26. Jar. "3 Lives" (2013)
Thank fuck for Wikipedia rabbit holes, or I never would've known the band Flybanger used a different name before and after they were on a major. Granted, this feels pretty bog standard and 4 of the 11 songs are re-dos of Flybanger stuff, but it was fun to know it didn't just stop in 2001.
25. Deadly Earnest II (1980)
Two really good songs on here ("Oklahoma's A Big O.K. For Me" & "Blues At Midnight") but outside of that it's mostly the shit-kicker stereotypes that kept me from listening to country in the first place, done badly. (Opener's not bad, though; the outro has this haunting melody that's barely audible because of the fade). The two really good songs illustrate that Deadly Earnest were capable of a hell of a lot more, sonically and harmonically.
24. Arctic Monkeys "Suck It And See" (2011)
Outside of tracks 5-8 and a couple of unique lyrics, this could have been any indie band, local, national or international, in 2011. The only other time I've heard a band get "just another band"-ed so hard between records was Band Of Skulls (and that album isn't on streaming anymore, so make of that what you will).

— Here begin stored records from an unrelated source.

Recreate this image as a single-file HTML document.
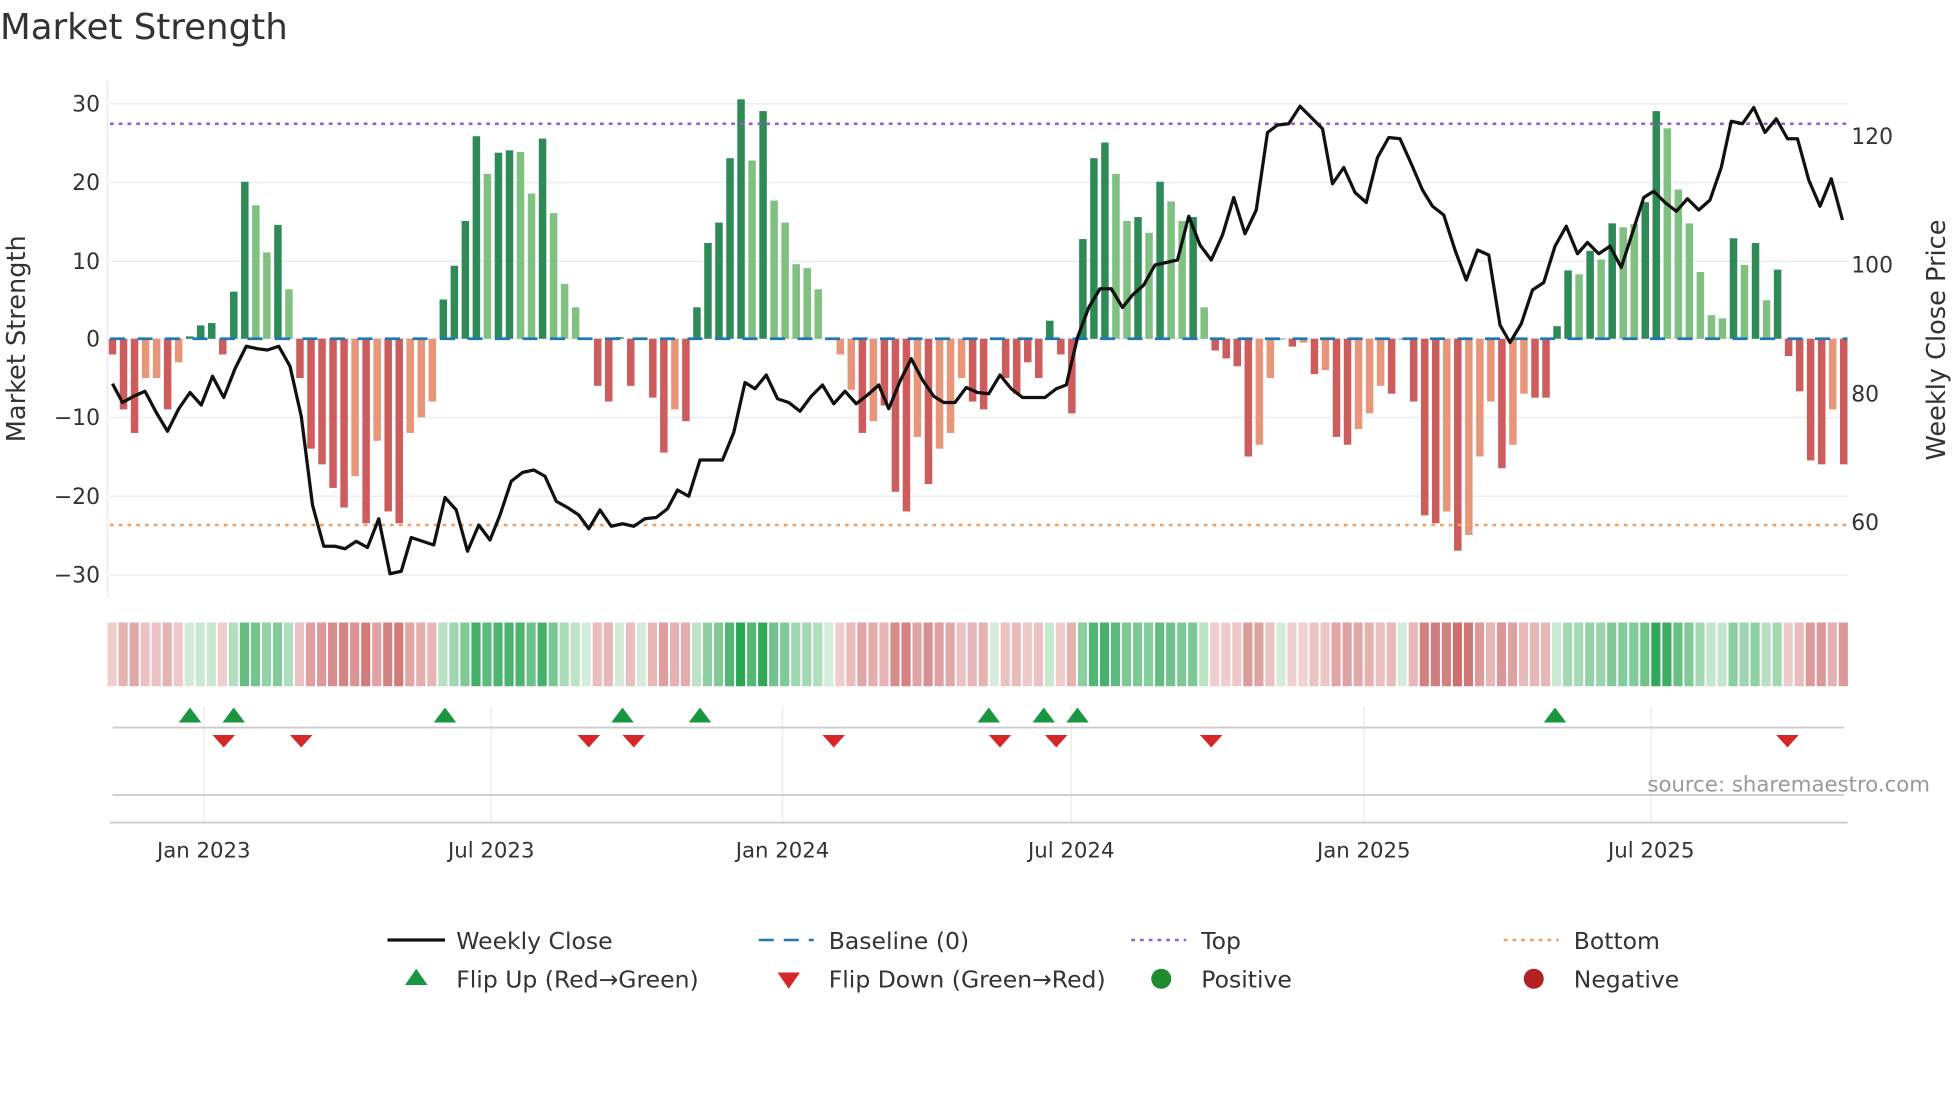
<!DOCTYPE html>
<html><head><meta charset="utf-8"><style>
html,body{margin:0;padding:0;background:#fff;overflow:hidden}
#wrap{width:1568px;height:882px;transform:scale(1.25);transform-origin:0 0;position:relative}
svg text{font-family:"DejaVu Sans","Liberation Sans",sans-serif;fill:#333}
</style></head><body><div id="wrap">
<svg id="s" width="1568" height="882" xmlns="http://www.w3.org/2000/svg">
<text x="0" y="31" font-size="28.5">Market Strength</text>
<g id="grid"></g><g id="bars"></g><g id="heat"></g><g id="marks"></g>
<line x1="88" y1="99" x2="1478" y2="99" stroke="#9b59d6" stroke-width="2" stroke-dasharray="3,4"/>
<line x1="88" y1="420" x2="1478" y2="420" stroke="#f0a060" stroke-width="2" stroke-dasharray="3,4"/>
<line x1="88" y1="271" x2="1478" y2="271" stroke="#1f77b4" stroke-width="2.2" stroke-dasharray="12,10"/>
<polyline id="price" fill="none" stroke="#111" stroke-width="2.6" stroke-linejoin="round"/>
<g font-size="17.5" text-anchor="end">
<text x="80" y="89">30</text><text x="80" y="152">20</text><text x="80" y="215">10</text><text x="80" y="277">0</text><text x="80" y="340">−10</text><text x="80" y="403">−20</text><text x="80" y="466">−30</text></g>
<g font-size="17.5"><text x="1481" y="115">120</text><text x="1481" y="218">100</text><text x="1481" y="321">80</text><text x="1481" y="424">60</text></g>
<text transform="translate(20,271) rotate(-90)" font-size="20.5" text-anchor="middle">Market Strength</text>
<text transform="translate(1556,272) rotate(-90)" font-size="20.5" text-anchor="middle">Weekly Close Price</text>
<line x1="90" y1="582" x2="1475" y2="582" stroke="#ccc" stroke-width="1.5"/>
<line x1="90" y1="636" x2="1475" y2="636" stroke="#ccc" stroke-width="1.5"/>
<line x1="88" y1="658" x2="1478" y2="658" stroke="#ccc" stroke-width="1.5"/>
<text x="1544" y="633" font-size="17" text-anchor="end" style="fill:#999">source: sharemaestro.com</text>
<g font-size="17" text-anchor="middle"><text x="163" y="686">Jan 2023</text><text x="393" y="686">Jul 2023</text><text x="626" y="686">Jan 2024</text><text x="857" y="686">Jul 2024</text><text x="1091" y="686">Jan 2025</text><text x="1321" y="686">Jul 2025</text></g>
<g font-size="18.8">
<line x1="310" y1="752" x2="356" y2="752" stroke="#111" stroke-width="2.6"/><text x="365" y="759">Weekly Close</text>
<line x1="607" y1="752" x2="651" y2="752" stroke="#1f77b4" stroke-width="2" stroke-dasharray="12,8"/><text x="663" y="759">Baseline (0)</text>
<line x1="905" y1="752" x2="949" y2="752" stroke="#9b59d6" stroke-width="2" stroke-dasharray="3,4"/><text x="961" y="759">Top</text>
<line x1="1203" y1="752" x2="1247" y2="752" stroke="#f0a060" stroke-width="2" stroke-dasharray="3,4"/><text x="1259" y="759">Bottom</text>
<polygon points="324,788 342,788 333,775" fill="#1a9641"/><text x="365" y="790">Flip Up (Red→Green)</text>
<polygon points="622,778 640,778 631,791" fill="#d62728"/><text x="663" y="790">Flip Down (Green→Red)</text>
<circle cx="929" cy="783" r="8" fill="#1f8a2e"/><text x="961" y="790">Positive</text>
<circle cx="1227" cy="783" r="8" fill="#b22222"/><text x="1259" y="790">Negative</text>
</g>
</svg></div>
<script>
var NS="http://www.w3.org/2000/svg";
function el(p,t,a){var e=document.createElementNS(NS,t);for(var k in a)e.setAttribute(k,a[k]);document.getElementById(p).appendChild(e);return e;}
[83,146,209,271,334,397,460].forEach(function(y){el("grid","line",{x1:88,x2:1478,y1:y,y2:y,stroke:"#ebebf2","stroke-width":1.2});});
el("grid","line",{x1:86,x2:86,y1:65,y2:478,stroke:"#ebebf2","stroke-width":1.2});
[163,393,626,857,1091,1321].forEach(function(x){el("grid","line",{x1:x,x2:x,y1:565,y2:658,stroke:"#eee","stroke-width":1.2});});
var V="-2,-9,-12,-5L,-5L,-9,-3L,0.3,1.7,2,-2,6,20,17L,11L,14.5,6.3L,-5,-14,-16,-19,-21.5,-17.5L,-23.5,-13L,-22,-23.5,-12L,-10L,-8L,5,9.3,15,25.8,21L,23.7,24,23.8L,18.5L,25.5,16L,7L,4L,0,-6,-8,0.2,-6,0,-7.5,-14.5,-9L,-10.5,4,12.2,14.8,23,30.5,22.7L,29,17.6L,14.8L,9.5L,9L,6.3L,0,-2L,-6.5L,-12,-10.5L,-8.5,-19.5,-22,-12.5L,-18.5,-14L,-12L,-5L,-8,-9,0,-5,-7,-3,-5,2.3,-2,-9.5,12.7,23,25,21L,15L,15.5,13.5L,20,17.5L,15L,15.5,4L,-1.5,-2.5,-3.5,-15,-13.5L,-5L,0,-1,-0.5L,-4.5,-4L,-12.5,-13.5,-11.5L,-9.5L,-6L,-7,0,-8,-22.5,-23.5,-22L,-27,-25L,-15L,-8L,-16.5,-13.5L,-7L,-7.5,-7.5,1.6,8.7,8.2L,11.2,10.1L,14.7,14.2L,14.6L,17.4,29,26.8L,19L,14.7L,8.5L,3L,2.6L,12.8,9.4L,12.2,4.9L,8.8,-2.2,-6.7,-15.5,-16,-9L,-16".split(",");
var n=V.length,x0=90,step=(1475-90)/(n-1);
V.forEach(function(s,i){var L=s.indexOf("L")>=0,v=parseFloat(s),x=x0+i*step,h=Math.abs(v)*6.28;
 var c=v>=0?(L?"#80c080":"#2e8b57"):(L?"#e8967a":"#cd5c5c");
 el("bars","rect",{x:x-3,y:v>=0?271-h:271,width:6,height:Math.max(h,0.5),fill:c});
 var t=Math.min(Math.abs(v)/30,1),col;
 if(v>=0){col="rgb("+Math.round(212-170*t)+","+Math.round(236-70*t)+","+Math.round(217-132*t)+")";}
 else{col="rgb("+Math.round(242-42*t)+","+Math.round(212-112*t)+","+Math.round(212-112*t)+")";}
 el("heat","rect",{x:x-4,y:498,width:step-1.5,height:51,fill:col});
});
[152,187,356,498,560,791,835,862,1244].forEach(function(x){el("marks","polygon",{points:(x-9)+",578 "+(x+9)+",578 "+x+",566",fill:"#1a9641"});});
[179,241,471,507,667,800,845,969,1430].forEach(function(x){el("marks","polygon",{points:(x-9)+",588 "+(x+9)+",588 "+x+",598",fill:"#d62728"});});
document.getElementById("price").setAttribute("points","90,307 98,322 107,317 116,313 125,330 134,345 143,327 152,314 161,324 170,301 179,318 188,295 197,277 206,279 214,280 223,277 232,293 241,333 250,404 259,437 268,437 276,439 285,433 294,438 303,415 312,459 321,457 329,430 338,433 347,436 356,398 365,408 374,441 383,420 392,432 400,412 409,385 418,378 427,376 436,381 445,401 454,406 463,412 471,423 480,408 489,421 498,419 507,421 516,415 525,414 534,407 542,392 551,397 560,368 569,368 578,368 587,346 596,306 604,311 613,300 622,319 631,322 640,329 649,317 658,308 667,323 676,313 685,323 694,316 703,308 711,327 720,305 729,287 738,304 747,317 755,322 764,322 773,310 782,314 791,315 800,300 809,311 818,318 827,318 836,318 845,311 853,308 862,270 871,246 880,231 889,231 898,246 906,236 915,228 924,212 933,210 942,208 951,173 960,196 969,208 978,188 987,158 996,187 1005,168 1014,106 1022,100 1031,99 1040,85 1049,94 1058,103 1066,147 1075,134 1084,154 1093,162 1102,126 1111,110 1120,111 1129,131 1138,152 1146,165 1155,172 1164,200 1173,224 1182,200 1191,204 1200,260 1208,274 1217,259 1226,232 1235,226 1244,197 1253,181 1262,203 1270,194 1279,203 1288,197 1297,214 1306,186 1315,158 1323,153 1332,162 1341,169 1350,159 1359,168 1368,160 1377,134 1385,97 1394,99 1403,86 1412,106 1421,95 1430,111 1438,111 1447,144 1456,165 1465,143 1474,176");
</script>
</body></html>
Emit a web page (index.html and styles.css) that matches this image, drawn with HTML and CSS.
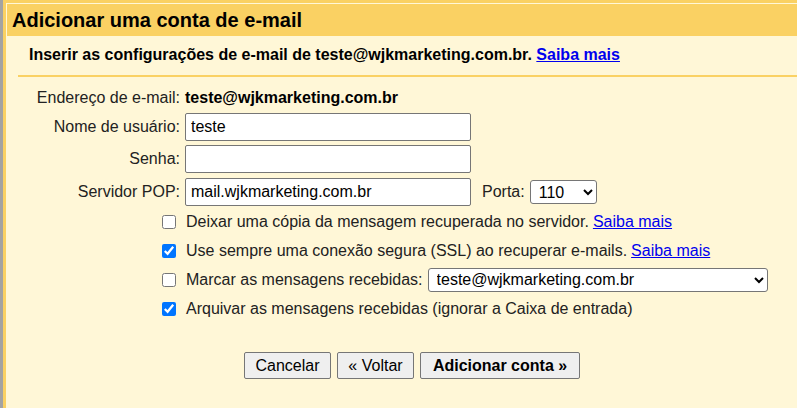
FILE: index.html
```html
<!DOCTYPE html>
<html lang="pt-BR">
<head>
<meta charset="utf-8">
<title>Adicionar uma conta de e-mail</title>
<link rel="stylesheet" href="styles.css">
</head>
<body>
<div class="page">
  <div class="backdrop"></div>
  <div class="dialog">
    <div class="titlebar">Adicionar uma conta de e-mail</div>
    <div class="subhead">Inserir as configurações de e-mail de teste@wjkmarketing.com.br. <a href="#">Saiba mais</a></div>
    <div class="form">
      <div class="row row-a">
        <div class="label">Endereço de e-mail:</div>
        <div class="value strong">teste@wjkmarketing.com.br</div>
      </div>
      <div class="row row-b">
        <div class="label">Nome de usuário:</div>
        <div class="value"><input class="text" type="text" value="teste"></div>
      </div>
      <div class="row row-c">
        <div class="label">Senha:</div>
        <div class="value"><input class="text" type="password" value=""></div>
      </div>
      <div class="row row-d">
        <div class="label">Servidor POP:</div>
        <div class="value">
          <input class="text" type="text" value="mail.wjkmarketing.com.br">
          <span class="porta">Porta:</span>
          <select class="sel sel-port"><option>110</option></select>
        </div>
      </div>
      <div class="row row-check row-e">
        <div class="label"><input class="cb" type="checkbox"></div>
        <div class="value">Deixar uma cópia da mensagem recuperada no servidor. <a href="#">Saiba mais</a></div>
      </div>
      <div class="row row-check">
        <div class="label"><input class="cb" type="checkbox" checked></div>
        <div class="value">Use sempre uma conexão segura (SSL) ao recuperar e-mails. <a href="#">Saiba mais</a></div>
      </div>
      <div class="row row-check">
        <div class="label"><input class="cb" type="checkbox"></div>
        <div class="value">Marcar as mensagens recebidas: <select class="sel sel-label"><option>teste@wjkmarketing.com.br</option></select></div>
      </div>
      <div class="row row-check">
        <div class="label"><input class="cb" type="checkbox" checked></div>
        <div class="value">Arquivar as mensagens recebidas (ignorar a Caixa de entrada)</div>
      </div>
      <div class="buttons">
        <button class="btn btn-cancel">Cancelar</button>
        <button class="btn btn-back">« Voltar</button>
        <button class="btn btn-add">Adicionar conta »</button>
      </div>
    </div>
  </div>
</div>
</body>
</html>
```

FILE: styles.css
```css
html, body {
  margin: 0;
  padding: 0;
  overflow: hidden;
  background: #fff7d7;
}
body {
  font-family: "Liberation Sans", Arial, sans-serif;
  font-size: 16px;
  color: #222;
}
.page {
  display: flex;
  width: 797px;
  height: 408px;
  overflow: hidden;
}
.backdrop {
  flex: 0 0 3px;
  background: #a3a3a3;
}
.dialog {
  flex: 0 0 830px;
  background: #fff7d7;
  border-top: 3px solid #fad163;
  border-left: 3px solid #fad163;
  height: 405px;
}
.titlebar {
  margin: 1px 0 0 1px;
  height: 32px;
  background: #fad163;
  padding-left: 5px;
  font-weight: bold;
  font-size: 20px;
  line-height: 32px;
  color: #000;
}
.subhead {
  margin-left: 12px;
  height: 39px;
  border-bottom: 2px solid #fad163;
  padding-left: 11px;
  font-weight: bold;
  line-height: 38px;
  color: #000;
}
a {
  color: #0000ee;
  text-decoration: underline;
}
.form {
  display: flex;
  flex-direction: column;
  padding-top: 11px;
}
.row {
  display: flex;
  align-items: center;
}
.label {
  flex: 0 0 174px;
  text-align: right;
  display: flex;
  justify-content: flex-end;
  align-items: center;
}
.value {
  margin-left: 5px;
  display: flex;
  align-items: center;
  white-space: nowrap;
}
.value a { margin-left: 4px; }
.strong {
  font-weight: bold;
  color: #000;
}
.row-a { height: 20px; }
.row-b { height: 28px; margin-top: 5px; }
.row-c { height: 28px; margin-top: 4px; }
.row-d { height: 28px; margin-top: 5px; }
.row-check { height: 29px; }
.row-e { margin-top: 1px; }
.row-check .value { margin-left: 6px; }
.text {
  box-sizing: border-box;
  width: 286px;
  height: 28px;
  margin: 0;
  border: 1px solid #767676;
  border-radius: 2px;
  padding: 0 5px;
  font-family: "Liberation Sans", Arial, sans-serif;
  font-size: 16px;
  color: #000;
  background: #fff;
}
.porta { margin-left: 11px; }
.sel {
  box-sizing: border-box;
  height: 24px;
  margin: 0;
  border: 1px solid #767676;
  border-radius: 3px;
  background: #fff;
  font-family: "Liberation Sans", Arial, sans-serif;
  font-size: 16px;
  color: #000;
  padding: 0 4px;
}
.sel-port { width: 67px; margin-left: 5px; }
.sel-label { width: 340px; margin-left: 5px; }
.cb {
  width: 14px;
  height: 14px;
  margin: 0 4px 0 0;
}
.buttons {
  display: flex;
  gap: 6px;
  margin-top: 29px;
  padding-left: 238px;
}
.btn {
  box-sizing: border-box;
  height: 27px;
  margin: 0;
  border: 1px solid #767676;
  border-radius: 2px;
  background: #efefef;
  font-family: "Liberation Sans", Arial, sans-serif;
  font-size: 16px;
  color: #000;
  padding: 0 6px;
}
.btn-cancel { width: 87px; }
.btn-back { width: 77px; }
.btn-add { width: 160px; font-weight: bold; }
```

23. R.E.M. "Murmur" (1983)
Was bobbing along to the first three or four tracks, then everything sounded like a low rent re-tread of "Radio Free Europe". Still liked "Perfect Circle" and "West Of The Fields" after that, but R.E.M. continues to be a song band for me. C'est la vie.
22. Hawkwind "Bring Me The Head Of Yuri Gagarin" (1985)
THE worst album I've listened to for #MWE. Any year. There's several-minute long monologues that sound like acid burnouts thinking they're deep followed by music that's sub-tape recorder quality (it was bootlegged from a show in 1973). I've, no joke, made plenty of tape recordings of band practices that sound better than this album. Unlistenable.
22. Vylet Pony “Can Opener’s Notebook: Fish Whisperer” (2022)
Kind of a middle child between Cutiemarks (2021) and Carousel (2023) (which are my two favorites from VP), but Can Opener holds its own and is a worthy bridge in its own right. If you're into bedroom hyperpop with a little bit of rock thrown in and lyrics that get kinda real, this is your jam.
20. Death Grips “The Powers That B” (2015)
Liked it, but this double album is the absolute limit of Death Grips I could handle in one sitting. It's also...a Death Grips album? That's kinda it. The only difference I can tell is there's more of it.
19. Janet Jackson "Damita Jo" (2004)
Not quite as good as All For You, but still pretty good. I'm now fully up to date on Janet Jackson albums, and I gotta say, she has a sneaky good discography. It feels weird to say that someone who's sold over 100 million records is underrated, but that's where I'm at.